### Stated problem:
Copy every line with the string "styles" in it.

Records
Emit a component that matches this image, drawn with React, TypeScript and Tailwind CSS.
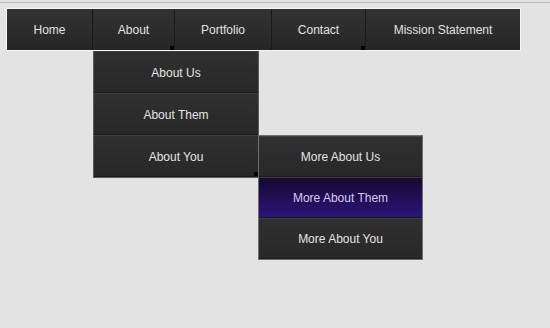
import React from "react"

type Item = { label: string; width: number; marker?: boolean }

const font = { fontFamily: '"Liberation Sans", Arial, sans-serif' }

function Marker() {
  return <span className="absolute right-0 bottom-0 h-[4px] w-[4px] bg-black" />
}

function Row({
  label,
  active,
  marker,
  short,
  children,
}: {
  label: string
  active?: boolean
  marker?: boolean
  short?: boolean
  children?: React.ReactNode
}) {
  const base = short
    ? "relative flex h-[41px] items-center justify-center border-t border-t-[#3f3f3f] border-b border-b-[#1b1b1b] pt-px"
    : "relative flex h-[42px] items-center justify-center border-t border-t-[#3f3f3f] border-b border-b-[#1b1b1b] pt-px"
  return (
    <li
      className={
        active
          ? base + " bg-linear-to-b from-[#170833] to-[#2b1478] text-[#d4cdf0]"
          : base + " bg-linear-to-b from-[#303030] to-[#282828] text-[#e4e4e4]"
      }
    >
      {label}
      {marker && <Marker />}
      {children}
    </li>
  )
}

export default function App() {
  const items: Item[] = [
    { label: "Home", width: 85 },
    { label: "About", width: 81, marker: true },
    { label: "Portfolio", width: 96 },
    { label: "Contact", width: 93, marker: true },
  ]

  return (
    <div className="h-[328px] w-[550px] overflow-hidden bg-[#e3e3e3] text-[12px]" style={font}>
      <div className="mt-[2px] h-px bg-[#b9b9b9]" />
      <nav className="ml-[6px] mt-[5px] w-[515px] border border-[#f6f6f6]">
        <ul className="flex h-[41px] bg-linear-to-b from-[#333333] to-[#262626] text-[#e2e2e2]">
          {items.map((item) => (
            <li
              key={item.label}
              className="relative flex items-center justify-center border-r border-r-[#1a1a1a] pt-px"
              style={{ width: item.width + 1 }}
            >
              {item.label}
              {item.marker && <Marker />}
              {item.label === "About" && (
                <ul className="absolute top-[42px] left-0 z-10 w-[166px] border-x border-b border-[#5c5c5c]">
                  <Row label="About Us" />
                  <Row label="About Them" />
                  <Row label="About You" marker>
                    <ul className="absolute top-[-1px] left-[164px] w-[165px] border border-[#6e6e6e]">
                      <Row label="More About Us" short />
                      <Row label="More About Them" active short />
                      <Row label="More About You" short />
                    </ul>
                  </Row>
                </ul>
              )}
            </li>
          ))}
          <li className="flex flex-1 items-center justify-center pt-px">Mission Statement</li>
        </ul>
      </nav>
    </div>
  )
}
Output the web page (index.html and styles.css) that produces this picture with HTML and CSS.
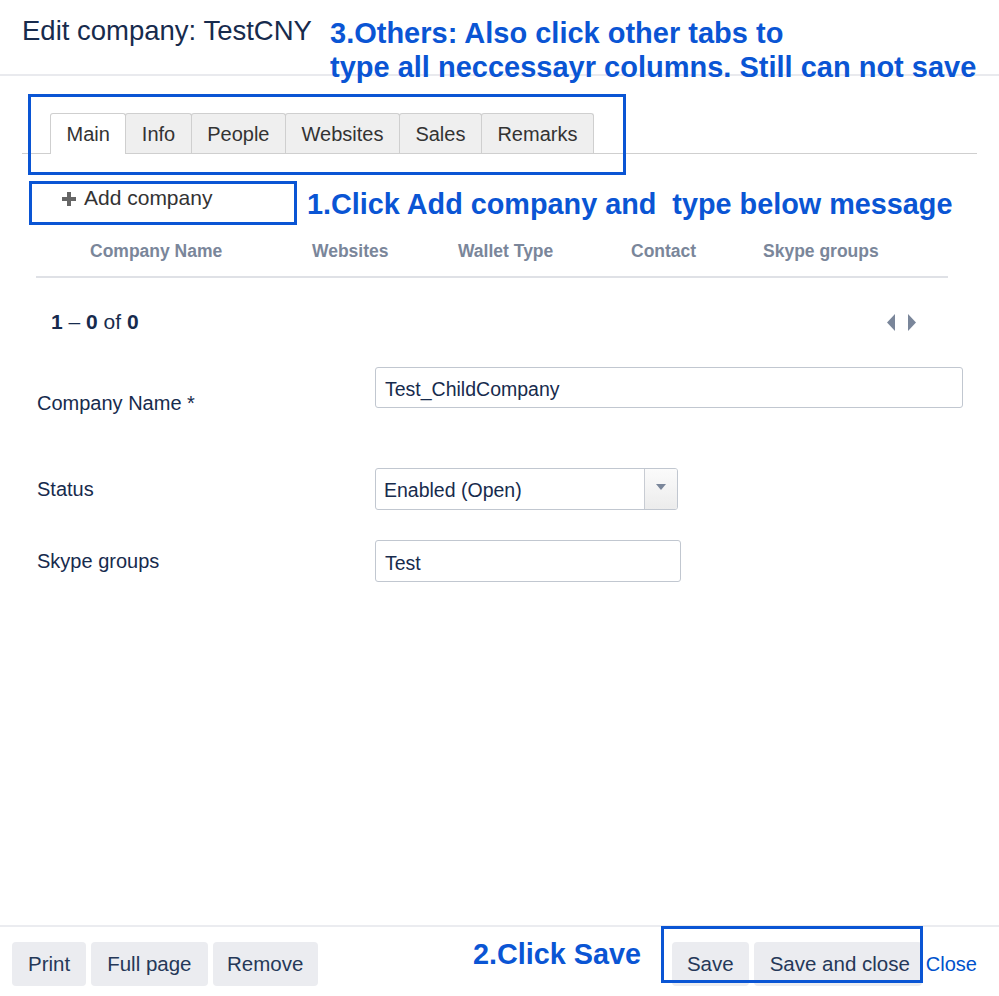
FILE: index.html
```html
<!DOCTYPE html>
<html lang="en">
<head>
<meta charset="utf-8">
<title>Edit company: TestCNY</title>
<link rel="stylesheet" href="styles.css">
</head>
<body>
<div class="page">
  <header class="header">
    <h1 class="title">Edit company: TestCNY</h1>
  </header>

  <nav class="tabs">
    <div class="tab active">Main</div>
    <div class="tab">Info</div>
    <div class="tab">People</div>
    <div class="tab">Websites</div>
    <div class="tab">Sales</div>
    <div class="tab">Remarks</div>
  </nav>

  <div class="add-row">
    <svg class="plus" width="16" height="16" viewBox="0 0 16 16"><path d="M6 1h4v5h5v4h-5v5H6v-5H1V6h5z" fill="#666"/></svg>
    <span>Add company</span>
  </div>

  <div class="table-head">
    <span>Company Name</span>
    <span>Websites</span>
    <span>Wallet Type</span>
    <span>Contact</span>
    <span>Skype groups</span>
  </div>

  <div class="pager">
    <span class="count"><b>1</b> – <b>0</b> of <b>0</b></span>
    <span class="arrows">
      <svg width="9" height="17" viewBox="0 0 9 17"><path d="M8 0v17L0 8.5z" fill="#7a869a"/></svg>
      <svg width="9" height="17" viewBox="0 0 9 17"><path d="M1 0v17l8-8.5z" fill="#7a869a"/></svg>
    </span>
  </div>

  <div class="form">
    <div class="row row-name">
      <label class="label">Company Name *</label>
      <div class="field field-wide">Test_ChildCompany</div>
    </div>
    <div class="row row-status">
      <label class="label">Status</label>
      <div class="select">
        <span class="select-value">Enabled (Open)</span>
        <span class="select-btn"><svg width="10" height="6" viewBox="0 0 10 6"><path d="M0 0h10L5 6z" fill="#7a869a"/></svg></span>
      </div>
    </div>
    <div class="row row-skype">
      <label class="label">Skype groups</label>
      <div class="field field-skype">Test</div>
    </div>
  </div>

  <footer class="footer">
    <div class="btn-group">
      <button class="btn">Print</button>
      <button class="btn">Full page</button>
      <button class="btn btn-remove">Remove</button>
    </div>
    <div class="btn-group right">
      <button class="btn btn-save">Save</button>
      <button class="btn btn-saveclose">Save and close</button>
      <a class="close-link">Close</a>
    </div>
  </footer>

  <div class="note note-3">3.Others: Also click other tabs to<br>type all neccessayr columns. Still can not save</div>
  <div class="note note-1">1.Click Add company and&nbsp; type below message</div>
  <div class="note note-2">2.Click Save</div>
  <div class="mark mark-tabs"></div>
  <div class="mark mark-add"></div>
  <div class="mark mark-save"></div>
</div>
</body>
</html>
```

FILE: styles.css
```css
* { box-sizing: border-box; }
html, body { margin: 0; padding: 0; background: #fff; }
body {
  font-family: "Liberation Sans", Arial, sans-serif;
  color: #172b4d;
}
.page {
  position: relative;
  width: 999px;
  height: 996px;
  display: flex;
  flex-direction: column;
  overflow: hidden;
}
.header {
  height: 76px;
  border-bottom: 2px solid #e9eaee;
  padding: 15px 0 0 22px;
}
.title {
  margin: 0;
  font-size: 27.5px;
  font-weight: normal;
  line-height: 32px;
  color: #172b4d;
}
.tabs {
  margin: 37px 22px 0 22px;
  padding-left: 28px;
  display: flex;
  border-bottom: 1px solid #cfcfcf;
  height: 41px;
}
.tab {
  height: 40px;
  padding: 1px 15.5px 0;
  border: 1px solid #cfcfcf;
  border-bottom: none;
  border-radius: 3px 3px 0 0;
  background: #efefef;
  font-size: 20px;
  line-height: 39px;
  color: #333;
  margin-left: -1px;
}
.tab:first-child { margin-left: 0; }
.tab.active {
  background: #fff;
  height: 41px;
}
.add-row {
  margin-top: 22px;
  height: 44px;
  padding-left: 61px;
  display: flex;
  align-items: center;
  gap: 7px;
  font-size: 21px;
  color: #333;
}
.plus { display: block; margin-top: 2px; }
.table-head {
  margin: 0 51px 0 36px;
  padding: 20px 0 14px 54px;
  border-bottom: 2px solid #dfe1e6;
  display: grid;
  grid-template-columns: 222px 146px 173px 132px 1fr;
  font-size: 17.5px;
  font-weight: bold;
  line-height: 22px;
  color: #7a869a;
}
.pager {
  margin: 22px 51px 0 36px;
  height: 44px;
  padding: 0 32px 0 15px;
  display: flex;
  align-items: center;
  justify-content: space-between;
  font-size: 21px;
  color: #172b4d;
}
.arrows { display: flex; gap: 11px; }
.arrows svg { display: block; }
.form {
  padding-left: 37px;
  margin-top: 23px;
}
.row {
  display: grid;
  grid-template-columns: 338px auto;
  justify-content: start;
}
.label {
  font-size: 20px;
  line-height: 24px;
  color: #172b4d;
}
.row-name { align-items: start; }
.row-name .label { padding-top: 24px; }
.row-status { margin-top: 53px; align-items: center; }
.row-skype { margin-top: 30px; align-items: center; }
.field {
  height: 41px;
  border: 1px solid #c1c7d0;
  border-radius: 3px;
  padding: 2px 9px 0;
  font-size: 19.5px;
  line-height: 39px;
  color: #172b4d;
}
.field-wide { width: 588px; }
.field-skype { width: 306px; height: 42px; line-height: 41px; }
.select {
  width: 303px;
  height: 42px;
  border: 1px solid #c1c7d0;
  border-radius: 3px;
  display: flex;
  overflow: hidden;
}
.select-value {
  flex: 1;
  padding: 1px 0 0 8px;
  font-size: 19.5px;
  line-height: 40px;
}
.select-btn {
  width: 33px;
  border-left: 1px solid #c8ccd3;
  background: linear-gradient(#fbfbfb, #ececec);
  display: flex;
  align-items: center;
  justify-content: center;
}
.select-btn svg { display: block; margin-top: -4px; }
.footer {
  margin-top: auto;
  border-top: 2px solid #ebecf0;
  padding: 15px 22px 10px 12px;
  display: flex;
  justify-content: space-between;
}
.btn-group { display: flex; gap: 5px; align-items: center; }
.btn {
  height: 44px;
  padding: 0 16px;
  border: none;
  border-radius: 4px;
  background: #ebecf0;
  font-family: "Liberation Sans", Arial, sans-serif;
  font-size: 20.5px;
  color: #253858;
}
.btn-remove { padding: 0 14.5px; }
.btn-save { padding: 0 15px; }
.btn-saveclose { padding: 0 12px 0 16px; }
.close-link {
  margin-left: -1px;
  font-size: 20px;
  color: #0052cc;
}
.note {
  position: absolute;
  font-weight: bold;
  color: #0a55d4;
  font-size: 29px;
  line-height: 34px;
  white-space: nowrap;
}
.note-3 { left: 330px; top: 16px; }
.note-1 { left: 307px; top: 187px; font-size: 28.8px; }
.note-2 { left: 473px; top: 937px; font-size: 28.8px; }
.mark {
  position: absolute;
  border: 3px solid #0a55d4;
}
.mark-tabs { left: 28px; top: 94px; width: 598px; height: 81px; }
.mark-add { left: 29px; top: 181px; width: 268px; height: 44px; }
.mark-save { left: 661px; top: 926px; width: 262px; height: 57px; }
```
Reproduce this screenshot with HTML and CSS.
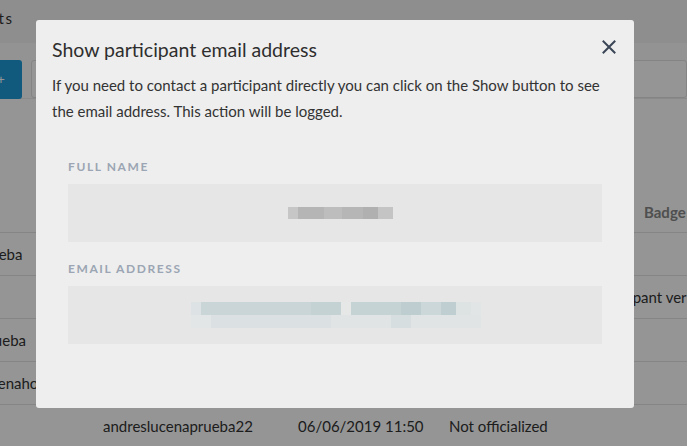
FILE: index.html
```html
<!DOCTYPE html>
<html lang="en">
<head>
    <meta charset="UTF-8">
    <meta name="viewport" content="width=device-width, initial-scale=1.0">
    <title>Participants</title>
    <link rel="stylesheet" href="styles.css">
</head>
<body>
    <div class="page">
        <div class="page-header">Participants</div>
        <div class="toolbar">
            <button class="btn-primary">+</button>
            <div class="search"></div>
        </div>
        <div class="participants">
            <div class="row head">
                <div class="cell">Name</div><div class="cell">Nickname</div><div class="cell">Created</div><div class="cell">Status</div><div class="cell">Badge</div>
            </div>
            <div class="row">
                <div class="cell name">andreslucenaprueba</div><div class="cell"></div><div class="cell"></div><div class="cell"></div><div class="cell"></div>
            </div>
            <div class="row">
                <div class="cell"></div><div class="cell"></div><div class="cell"></div><div class="cell"></div><div class="cell verified">Participant verified</div>
            </div>
            <div class="row">
                <div class="cell name">andres.lucenaprueba</div><div class="cell"></div><div class="cell"></div><div class="cell"></div><div class="cell"></div>
            </div>
            <div class="row">
                <div class="cell name short">andreslucenahotmail</div><div class="cell"></div><div class="cell"></div><div class="cell"></div><div class="cell"></div>
            </div>
            <div class="row">
                <div class="cell"></div><div class="cell">andreslucenaprueba22</div><div class="cell">06/06/2019 11:50</div><div class="cell">Not officialized</div><div class="cell"></div>
            </div>
        </div>
    </div>

    <div class="backdrop"></div>

    <div class="modal">
        <div class="modal-head">
            <h2>Show participant email address</h2>
            <button class="close" aria-label="Close">
                <svg width="14" height="14" viewBox="0 0 14 14"><path d="M1.5 1.5L12.5 12.5M12.5 1.5L1.5 12.5" stroke="#3a4556" stroke-width="2" stroke-linecap="square"/></svg>
            </button>
        </div>
        <p>If you need to contact a participant directly you can click on the Show button to see the email address. This action will be logged.</p>

        <div class="field first">
            <div class="field-label">Full name</div>
            <div class="field-value">
                <span class="blur blur-name"></span>
            </div>
        </div>

        <div class="field">
            <div class="field-label">Email address</div>
            <div class="field-value">
                <span class="blur blur-email">
                    <span class="row-top"></span>
                    <span class="row-bottom"></span>
                </span>
            </div>
        </div>
    </div>
</body>
</html>
```

FILE: styles.css
```css
body {
    margin: 0;
    font-family: Lato, "Open Sans", sans-serif;
    color: #333;
    background: #fff;
    overflow: hidden;
}
.page {
    width: 687px;
    height: 446px;
    overflow: hidden;
}
.page-header {
    height: 43px;
    background: #f4f4f4;
    font-size: 15px;
    letter-spacing: 1.5px;
    line-height: 36px;
    margin-left: -82px;
}
.toolbar {
    display: flex;
    gap: 9px;
    padding: 17px 0 0;
    height: 38px;
    border-bottom: 1px solid #ececec;
    background: #fbfbfb;
    margin-left: -20px;
}
.btn-primary {
    width: 42px;
    height: 39px;
    border: none;
    border-radius: 3px;
    background: #1e9ad8;
    color: #fff;
}
.search {
    flex: 1;
    border: 1px solid #e2e2e2;
    border-radius: 3px;
    background: #fff;
}
.participants {
    font-size: 15px;
    margin-left: -120px;
    width: 870px;
}
.row {
    display: grid;
    grid-template-columns: 223px 195px 151px 195px 1fr;
    align-items: center;
    height: 42px;
    border-bottom: 1px solid #e4e4e4;
    white-space: nowrap;
}
.row.head {
    height: 133px;
    align-items: end;
    font-weight: 700;
    color: #888;
}
.row.head .cell {
    padding-bottom: 11px;
}
.name {
    padding-left: 10px;
}
.name.short {
    padding-left: 55px;
}
.verified {
    margin-left: -53px;
}

.backdrop {
    position: fixed;
    inset: 0;
    background: rgba(0, 0, 0, 0.415);
}

.modal {
    position: fixed;
    top: 20px;
    left: 36px;
    width: 598px;
    height: 388px;
    box-sizing: border-box;
    padding: 16px 16px 0;
    background: #eeeeee;
    border-radius: 3px;
}
.modal-head {
    display: flex;
    justify-content: space-between;
    align-items: center;
}
.modal h2 {
    margin: 0;
    font-size: 19.5px;
    font-weight: 400;
    line-height: 28px;
    color: #2e2e2e;
}
.close {
    border: none;
    background: none;
    padding: 0;
    width: 14px;
    height: 14px;
    margin-right: 2px;
    margin-top: -6px;
    cursor: pointer;
}
.close svg {
    display: block;
}
.modal p {
    margin: 8px 0 0;
    font-size: 15px;
    line-height: 26px;
    color: #333;
}
.field {
    padding: 0 16px;
    margin-top: 18px;
}
.field.first {
    margin-top: 34px;
}
.field-label {
    font-size: 12px;
    line-height: 18px;
    text-transform: uppercase;
    letter-spacing: 1.6px;
    font-weight: 700;
    color: #9ba5b3;
}
.field-value {
    margin-top: 8px;
    height: 58px;
    background: #e6e6e6;
    display: flex;
    justify-content: center;
    align-items: center;
}
.blur {
    display: block;
}
.blur-name {
    width: 105px;
    height: 12px;
    margin-left: 11px;
    background: linear-gradient(90deg,
        #c6c6c6 0 10px, #b5b5b5 10px 36px, #bdbdbd 36px 54px,
        #b6b6b6 54px 75px, #b0b0b0 75px 90px, #c4c4c4 90px 105px);
}
.blur-email {
    width: 290px;
    margin-left: 1px;
}
.row-top, .row-bottom {
    display: block;
    height: 13px;
}
.row-top {
    background: linear-gradient(90deg,
        #dde3e4 0 10px, #c9d5d7 10px 120px, #c4d2d4 120px 150px,
        #e6e7e7 150px 160px, #c6d3d5 160px 210px, #bdcdd0 210px 230px,
        #cbd7d8 230px 250px, #bfcfd1 250px 265px, #dde2e3 265px 280px,
        #e2e5e5 280px 290px);
}
.row-bottom {
    background: linear-gradient(90deg,
        #e3e6e6 0 20px, #dbe1e2 20px 140px, #e0e4e4 140px 200px,
        #d6dee0 200px 220px, #e1e4e4 220px 290px);
}
```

### Correct answer:
Output the web page (index.html and styles.css) that produces this picture with HTML and CSS.
<link rel="stylesheet" href="styles.css">
FILE: styles.css
    <link rel="stylesheet" href="styles.css">
FILE: styles.css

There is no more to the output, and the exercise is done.